Our community will soon address land availability for development in future updates to our various jurisdictions’ growth management plans. Washington’s Growth Management Act requires that these plans be updated by 2016. Clark County plays a lead role in growth management planning and has completed a memorandum setting the stage for this planning effort. The inventory of vacant lands referenced in this memorandum significantly overstates the availability of both commercial and industrial land because it does not identify “shovel ready” parcels. Clark County and its cities would do well to coordinate its planning effort with the inventory and policy work recently completed by the CREDC.


Transportation and sewer availability is at the forefront of the infrastructure issues that affect the ability to develop real estate, and there is good news regarding upcoming sewer availability.

Thanks to the tireless efforts of Clark Regional Wastewater District working with Battle Ground and Ridgefield, construction of a major sewer trunk line from the Ridgefield Junction to the Salmon Creek Treatment Plant will begin in 2014. This line is fully-funded and will ensure the availability of sewer to much of north Clark County. Vancouver has plenty of long-term sewer capacity and the other small cities have programs in the works to insure sewer availability for development.

Transportation is perhaps the most significant obstacle that must be overcome to provide for significant new industrial and commercial development. It has been several years since Southwest Washington received money for new road projects. As Clark County and its cities look towards creating additional inventory of commercial and industrial land, they will need to be sure that new projects in these expanded areas can meet transportation concurrency, capacity and safety standards.

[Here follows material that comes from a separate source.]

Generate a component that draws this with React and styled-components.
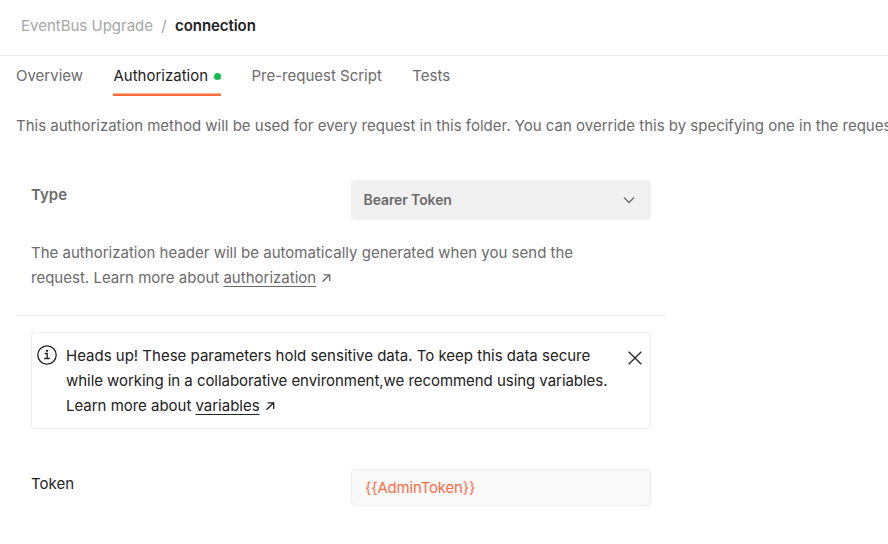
import React from "react";
import styled, { createGlobalStyle } from "styled-components";

const Global = createGlobalStyle`
  *{box-sizing:border-box}
  html,body{margin:0;background:#fff;overflow:hidden}
  body{font-family:Inter,sans-serif;font-size:15px;color:#6b6b6b;line-height:25px}
`;
const Page = styled.main`width:888px;height:544px;overflow:hidden;display:flex;flex-direction:column;`;
const Crumbs = styled.header`height:56px;flex:none;border-bottom:1px solid #ededed;padding:13px 21px 0;display:flex;color:#a6a6a6;`;
const Slash = styled.span`width:22px;text-align:center;color:#a0a0a0;`;
const Current = styled.span`color:#212121;font-weight:600;letter-spacing:-.06px;`;
const Tabs = styled.nav`display:flex;height:40px;flex:none;padding-left:16px;gap:30.4px;`;
const Tab = styled.div`
  display:flex;align-items:center;white-space:nowrap;padding-top:1px;
  color:${p => (p.$active ? "#212121" : "#6b6b6b")};
  border-bottom:2px solid ${p => (p.$active ? "#ff6c37" : "transparent")};
  box-shadow:${p => (p.$active ? "inset 0 -1px #ffb59b" : "none")};
`;
const Dot = styled.i`width:7px;height:7px;border-radius:50%;background:#0cbb52;margin:2px 0 0 6px;`;
const Intro = styled.p`margin:17px 0 0 16px;white-space:nowrap;`;
const TypeSection = styled.section`width:650px;height:178px;flex:none;margin:0 0 0 16px;padding:42px 15px 0;border-bottom:1px solid #ededed;`;
const Row = styled.div`display:flex;justify-content:space-between;`;
const Label = styled.label`font-weight:${p => (p.$strong ? 600 : 400)};color:${p => (p.$strong ? "#6b6b6b" : "#212121")};padding-top:2px;`;
const Select = styled.div`width:300px;height:40px;border-radius:4px;background:#f1f1f1;display:flex;align-items:center;justify-content:space-between;padding:0 15px 1px 12.5px;font-weight:600;font-size:14px;letter-spacing:-.1px;`;
const Chevron = styled.svg`margin-top:1px;`;
const Help = styled.p`margin:20px 0 0;white-space:nowrap;letter-spacing:.01px;`;
const Link = styled.a`text-decoration:underline;text-underline-offset:3px;text-decoration-thickness:1px;`;
const ArrowIcon = styled.svg`width:9px;height:9px;margin-left:6px;`;
const Notice = styled.aside`width:620px;height:97px;flex:none;margin:16px 0 0 31px;border:1px solid #ededed;border-radius:4px;display:flex;color:#212121;padding:11px 8px 0 5px;`;
const NoticeText = styled.p`margin:-1px 0 0;flex:1;white-space:nowrap;padding-left:9px;`;
const NoticeLine = styled.span`display:block;letter-spacing:${p => p.$spacing || "0"};`;
const TokenRow = styled(Row)`width:620px;margin:40px 0 0 31px;`;
const Input = styled.div`width:300px;height:37px;border:1px solid #ededed;border-radius:4px;background:#f9f9f9;padding:5px 13px;color:#ff6c47;letter-spacing:-.18px;`;

const Arrow = () => (
  <ArrowIcon viewBox="0 0 9 9" fill="none" stroke="currentColor" strokeWidth="1.3"><path d="M.5 7.8 7.6.7M1.5.9h6.2v6.2" /></ArrowIcon>
);

export default function App() {
  return (
    <Page>
      <Global />
      <Crumbs><span>EventBus Upgrade</span><Slash>/</Slash><Current>connection</Current></Crumbs>
      <Tabs>
        <Tab>Overview</Tab><Tab $active>Authorization<Dot /></Tab><Tab>Pre-request Script</Tab><Tab>Tests</Tab>
      </Tabs>
      <Intro>This authorization method will be used for every request in this folder. You can override this by specifying one in the request.</Intro>
      <TypeSection>
        <Row><Label $strong>Type</Label>
          <Select>Bearer Token
            <Chevron width="14" height="14" viewBox="0 0 14 14" fill="none" stroke="#6b6b6b" strokeWidth="1.3"><path d="m2 4.5 5 5 5-5" /></Chevron>
          </Select>
        </Row>
        <Help>The authorization header will be automatically generated when you send the<br />request. Learn more about <Link>authorization</Link><Arrow /></Help>
      </TypeSection>
      <Notice>
        <svg width="20" height="22" viewBox="0 0 20 22" fill="none" stroke="#212121" strokeWidth="1.3"><circle cx="10" cy="11" r="9.2" /><path d="M7.7 9.5h2.5v5M7.2 14.5h5.6" /><circle cx="10" cy="6.8" r=".5" fill="#212121" /></svg>
        <NoticeText>
          <NoticeLine>Heads up! These parameters hold sensitive data. To keep this data secure</NoticeLine>
          <NoticeLine $spacing="-.045px">while working in a collaborative environment,we recommend using variables.</NoticeLine>
          <NoticeLine $spacing="-.02px">Learn more about <Link>variables</Link><Arrow /></NoticeLine>
        </NoticeText>
        <svg width="14" height="28" viewBox="0 0 14 28" fill="none" stroke="#212121" strokeWidth="1.3"><path d="m.7 7.7 12.6 12.6m0-12.6L.7 20.3" /></svg>
      </Notice>
      <TokenRow><Label>Token</Label><Input>{"{{AdminToken}}"}</Input></TokenRow>
    </Page>
  );
}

The Washington legislature will consider a $12 billion transportation package to be funded by an increased gas tax in 2014. To date, only $41 million of that package is allocated to Clark County. We have much to do to increase our share. The business community has developed a priority transportation project list, and all projects on that list are important. Those that will likely provide the most opportunity for job creating development projects include:

  1. Ridgefield Pioneer Street Rail Overpass;
  2. Clark County Interstate 5/179th Street Interchange; and
  3. Clark County NE 10th Avenue from 149th to 164th St./Whipple Creek project.

Our community is again ready to grow.

Let’s do the hard work necessary to ensure that we have “shovel ready” land available for development. This is how we will create jobs and ensure a bright future in Southwest Washington for future generations.